Ignition and combustion of methanol in a spark-assisted methanol diesel engine were studied for the purpose of developing such an engine that is practical for actual vehicles. It became clear through investigations on combustion of methanol in a spark-assisted methanol diesel engine that methanol combustion proceeds mainly by flame propagation. Based on this finding, effects of such parameters as the injection direction, ignition position, ignition energy, compression ratio, injection timing and ignition timing were studied to obtain optimal conditions for methanol combustion. It was found through such studies that it is effective to form the mixture upstream of the spark, plug relative to the swirling direction and increase the inductive component of the ignition energy to achieve a high ignition stability.

An automobile dissociated methanol gas fueled spark ignition engine along with a cold starter and an exhaust dissociator for the engine was developed.
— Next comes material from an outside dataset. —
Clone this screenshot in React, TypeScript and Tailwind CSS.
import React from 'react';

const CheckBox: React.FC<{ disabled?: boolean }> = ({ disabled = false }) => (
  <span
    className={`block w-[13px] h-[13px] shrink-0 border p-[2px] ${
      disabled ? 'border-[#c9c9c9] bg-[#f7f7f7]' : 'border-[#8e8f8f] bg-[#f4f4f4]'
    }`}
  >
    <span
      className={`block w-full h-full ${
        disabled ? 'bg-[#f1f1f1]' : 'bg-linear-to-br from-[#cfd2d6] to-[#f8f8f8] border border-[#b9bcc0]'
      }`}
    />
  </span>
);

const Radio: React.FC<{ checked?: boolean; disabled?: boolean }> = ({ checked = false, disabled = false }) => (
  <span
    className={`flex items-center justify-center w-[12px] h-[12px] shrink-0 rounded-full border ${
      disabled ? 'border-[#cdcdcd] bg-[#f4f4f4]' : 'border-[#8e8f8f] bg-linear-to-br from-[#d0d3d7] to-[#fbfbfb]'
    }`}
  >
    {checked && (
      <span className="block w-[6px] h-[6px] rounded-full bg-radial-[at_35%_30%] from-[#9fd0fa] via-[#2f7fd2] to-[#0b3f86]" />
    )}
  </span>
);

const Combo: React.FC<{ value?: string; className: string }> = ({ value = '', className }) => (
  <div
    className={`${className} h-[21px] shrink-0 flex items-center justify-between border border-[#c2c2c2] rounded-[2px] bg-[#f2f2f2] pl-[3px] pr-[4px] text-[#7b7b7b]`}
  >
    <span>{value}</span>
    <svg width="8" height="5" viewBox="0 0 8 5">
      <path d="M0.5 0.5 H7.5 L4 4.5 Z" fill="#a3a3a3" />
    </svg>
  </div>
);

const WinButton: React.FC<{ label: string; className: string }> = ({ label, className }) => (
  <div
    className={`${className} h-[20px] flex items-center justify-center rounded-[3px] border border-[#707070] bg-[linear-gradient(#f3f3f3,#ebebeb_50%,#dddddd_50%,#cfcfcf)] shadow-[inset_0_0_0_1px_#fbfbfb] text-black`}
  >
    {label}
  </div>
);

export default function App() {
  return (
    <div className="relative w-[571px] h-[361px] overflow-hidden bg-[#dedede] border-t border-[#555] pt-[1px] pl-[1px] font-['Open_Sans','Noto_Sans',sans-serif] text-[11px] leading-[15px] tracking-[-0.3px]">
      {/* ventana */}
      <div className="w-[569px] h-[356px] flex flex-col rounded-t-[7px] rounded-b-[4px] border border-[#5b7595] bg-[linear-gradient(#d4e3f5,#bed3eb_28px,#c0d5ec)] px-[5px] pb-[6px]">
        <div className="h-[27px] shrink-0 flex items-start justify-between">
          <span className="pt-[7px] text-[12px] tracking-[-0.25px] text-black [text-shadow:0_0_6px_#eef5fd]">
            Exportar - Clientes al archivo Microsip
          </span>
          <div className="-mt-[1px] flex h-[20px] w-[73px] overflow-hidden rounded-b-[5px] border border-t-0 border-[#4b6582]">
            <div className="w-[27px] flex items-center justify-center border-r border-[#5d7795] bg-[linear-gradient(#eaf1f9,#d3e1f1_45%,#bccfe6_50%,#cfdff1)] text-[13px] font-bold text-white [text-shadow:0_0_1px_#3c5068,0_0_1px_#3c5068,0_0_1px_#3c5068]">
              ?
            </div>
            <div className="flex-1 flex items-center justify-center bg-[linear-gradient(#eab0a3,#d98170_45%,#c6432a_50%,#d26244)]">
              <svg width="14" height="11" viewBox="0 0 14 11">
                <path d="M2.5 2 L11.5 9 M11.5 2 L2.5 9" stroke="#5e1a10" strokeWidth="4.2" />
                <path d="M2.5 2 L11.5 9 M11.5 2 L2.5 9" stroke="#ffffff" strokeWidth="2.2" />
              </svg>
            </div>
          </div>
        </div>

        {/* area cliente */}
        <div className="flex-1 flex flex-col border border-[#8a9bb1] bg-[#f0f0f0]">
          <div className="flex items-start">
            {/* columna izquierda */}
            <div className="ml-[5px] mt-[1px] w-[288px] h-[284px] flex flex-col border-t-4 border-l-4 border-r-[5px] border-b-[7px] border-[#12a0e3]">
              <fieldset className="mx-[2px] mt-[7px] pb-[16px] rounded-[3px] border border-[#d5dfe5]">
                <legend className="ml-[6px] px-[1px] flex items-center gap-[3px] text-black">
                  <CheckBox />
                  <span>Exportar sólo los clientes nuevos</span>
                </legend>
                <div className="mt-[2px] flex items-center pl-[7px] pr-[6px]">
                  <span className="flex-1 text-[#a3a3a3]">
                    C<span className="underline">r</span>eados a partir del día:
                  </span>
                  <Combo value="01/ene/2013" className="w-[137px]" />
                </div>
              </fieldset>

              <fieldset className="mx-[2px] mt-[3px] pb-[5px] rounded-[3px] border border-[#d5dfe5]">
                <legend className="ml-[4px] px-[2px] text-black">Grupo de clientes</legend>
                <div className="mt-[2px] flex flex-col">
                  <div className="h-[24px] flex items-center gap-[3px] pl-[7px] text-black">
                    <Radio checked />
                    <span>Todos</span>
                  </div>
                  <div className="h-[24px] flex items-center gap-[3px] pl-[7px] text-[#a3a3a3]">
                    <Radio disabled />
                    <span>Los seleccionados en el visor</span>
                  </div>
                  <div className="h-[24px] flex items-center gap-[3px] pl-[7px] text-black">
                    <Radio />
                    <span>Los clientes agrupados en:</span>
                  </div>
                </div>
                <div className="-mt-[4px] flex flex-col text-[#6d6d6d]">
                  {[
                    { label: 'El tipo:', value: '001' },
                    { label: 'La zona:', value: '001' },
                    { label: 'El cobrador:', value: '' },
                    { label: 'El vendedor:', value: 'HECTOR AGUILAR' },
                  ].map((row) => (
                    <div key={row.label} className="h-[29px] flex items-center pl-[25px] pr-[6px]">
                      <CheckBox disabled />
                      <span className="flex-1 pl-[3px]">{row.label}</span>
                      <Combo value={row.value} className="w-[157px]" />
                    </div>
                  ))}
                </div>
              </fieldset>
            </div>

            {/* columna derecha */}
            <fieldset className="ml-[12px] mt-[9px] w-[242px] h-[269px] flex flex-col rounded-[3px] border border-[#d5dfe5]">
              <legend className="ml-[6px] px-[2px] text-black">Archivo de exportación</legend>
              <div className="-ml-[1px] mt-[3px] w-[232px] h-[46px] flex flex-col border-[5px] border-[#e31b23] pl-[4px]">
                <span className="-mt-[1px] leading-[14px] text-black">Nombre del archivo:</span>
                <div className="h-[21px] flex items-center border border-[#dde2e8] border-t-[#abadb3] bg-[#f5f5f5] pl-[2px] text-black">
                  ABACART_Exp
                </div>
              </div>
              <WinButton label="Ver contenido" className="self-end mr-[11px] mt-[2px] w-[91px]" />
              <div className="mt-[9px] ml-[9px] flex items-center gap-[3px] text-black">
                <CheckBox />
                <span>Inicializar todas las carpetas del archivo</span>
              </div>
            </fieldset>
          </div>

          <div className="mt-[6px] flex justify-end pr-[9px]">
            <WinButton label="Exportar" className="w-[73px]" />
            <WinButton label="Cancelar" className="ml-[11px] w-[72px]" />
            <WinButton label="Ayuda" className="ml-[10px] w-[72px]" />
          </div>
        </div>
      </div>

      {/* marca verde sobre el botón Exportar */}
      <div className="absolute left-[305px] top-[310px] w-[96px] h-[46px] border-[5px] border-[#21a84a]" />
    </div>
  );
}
The engine was tested for its cold startability, performance, fuel consumption and exhaust emissions to assess its applicability to automobiles. The cold starter reforms the rich alcohol fuel mixture into dissociated methanol gas through a bubbling process at a cold start and during warmup. This starter allows to start the engine at ambient temperatures as low as −15°C, while resulting in reduced undesirable emissions. The exhaust dissociator dissociates methanol into hydrogen and carbon monoxide utilizing the waste exhaust heat. The engine fueld with liquid and dissociated methanol had a thermal efficiency better by about 20 percent than that fueled with gasoline, and gave exhaust emission levels similar to those of gasoline engines. It is clear that the engine system suggest a high potential for the use of methanol fuel in the future.
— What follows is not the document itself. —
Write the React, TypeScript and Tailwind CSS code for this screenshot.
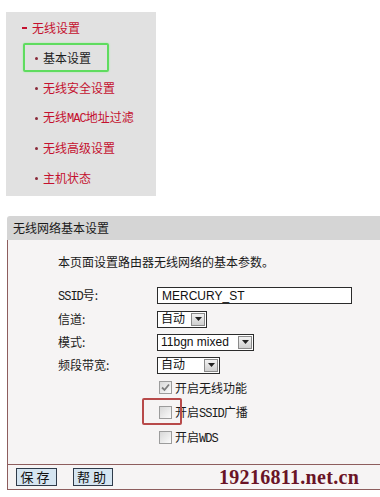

The purification performances of some kinds of catalytic converters ( Pt, Rh, Pd, Pd/Rh, Pd/Pt, Pt/Rh/Pd, Pt_Pd and Pd_Cu) were investigated to select suitable catalytic converters for natural gas fueled automotive engines. Pd series catalysts showed better performance among the noble metal catalysts for oxidation of unburned methane in exhaust gas. The optimum loading of Pd catalyst is the range of 1.6 to 3.2 g/L. The dual-bed catalyst, Pt_Pd, consisting of a Pt catalyst in the front and a Pd catalyst in the rear, showed a performance better than Pd series catalysts. When aged to an accumulated running distance of 50000 miles, the catalytic activity of the Rh catalysts is much reduced, but those of Pd and Pt catalyst are affected little by aging. The aged Pd/Rh catalyst showed superior emissions' purification performance at the stoichiometric condition, but poor at lean mixture conditions.
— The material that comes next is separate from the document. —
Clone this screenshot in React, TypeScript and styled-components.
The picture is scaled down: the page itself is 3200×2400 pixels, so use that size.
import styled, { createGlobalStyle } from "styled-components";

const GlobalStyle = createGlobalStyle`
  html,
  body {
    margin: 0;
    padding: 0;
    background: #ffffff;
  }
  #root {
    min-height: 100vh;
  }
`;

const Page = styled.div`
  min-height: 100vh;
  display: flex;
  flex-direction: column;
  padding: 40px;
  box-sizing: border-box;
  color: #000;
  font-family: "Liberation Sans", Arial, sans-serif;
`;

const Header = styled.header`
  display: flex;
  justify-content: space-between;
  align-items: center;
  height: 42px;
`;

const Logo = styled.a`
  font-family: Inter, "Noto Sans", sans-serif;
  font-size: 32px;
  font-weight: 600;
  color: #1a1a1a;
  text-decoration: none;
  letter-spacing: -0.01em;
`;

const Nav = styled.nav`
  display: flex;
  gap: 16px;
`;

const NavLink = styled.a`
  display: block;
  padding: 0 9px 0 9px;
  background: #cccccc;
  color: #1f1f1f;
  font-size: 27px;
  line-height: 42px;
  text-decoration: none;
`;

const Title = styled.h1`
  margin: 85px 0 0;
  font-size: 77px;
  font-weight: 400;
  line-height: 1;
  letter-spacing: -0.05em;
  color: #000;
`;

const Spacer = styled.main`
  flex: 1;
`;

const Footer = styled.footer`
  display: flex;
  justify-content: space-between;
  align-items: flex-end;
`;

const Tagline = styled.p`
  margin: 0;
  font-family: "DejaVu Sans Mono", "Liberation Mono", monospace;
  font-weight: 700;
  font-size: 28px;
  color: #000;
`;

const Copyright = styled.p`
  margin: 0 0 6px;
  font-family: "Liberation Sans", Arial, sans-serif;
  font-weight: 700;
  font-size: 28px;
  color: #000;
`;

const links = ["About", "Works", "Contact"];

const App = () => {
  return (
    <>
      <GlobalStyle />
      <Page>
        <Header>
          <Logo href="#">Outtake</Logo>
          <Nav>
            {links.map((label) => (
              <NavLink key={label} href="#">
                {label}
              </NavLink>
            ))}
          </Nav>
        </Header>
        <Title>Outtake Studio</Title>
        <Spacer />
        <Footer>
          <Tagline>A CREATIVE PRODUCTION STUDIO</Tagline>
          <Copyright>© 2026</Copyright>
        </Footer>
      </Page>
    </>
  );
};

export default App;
A dissociated methanol fueled passenger car has been developed which shows improved transient driving and exhaust emission performance. In order to improve the transient performance, a mountable engine control unit, a new exhaust dissociator and a dissociated methanol flow control valve were developed among others and examined. The new exhaust dissociator has a extended heat transfer surface area and double injector to improve transient response and heat exchange efficiency. The dissociated methanol flow control valve which is controlled by intake manifold pressure works as a compensator for delayed dissociated methanol at transient driving. The high thermal efficiency and low exhaust emission level was observed for the transient driving as well as steady state driving.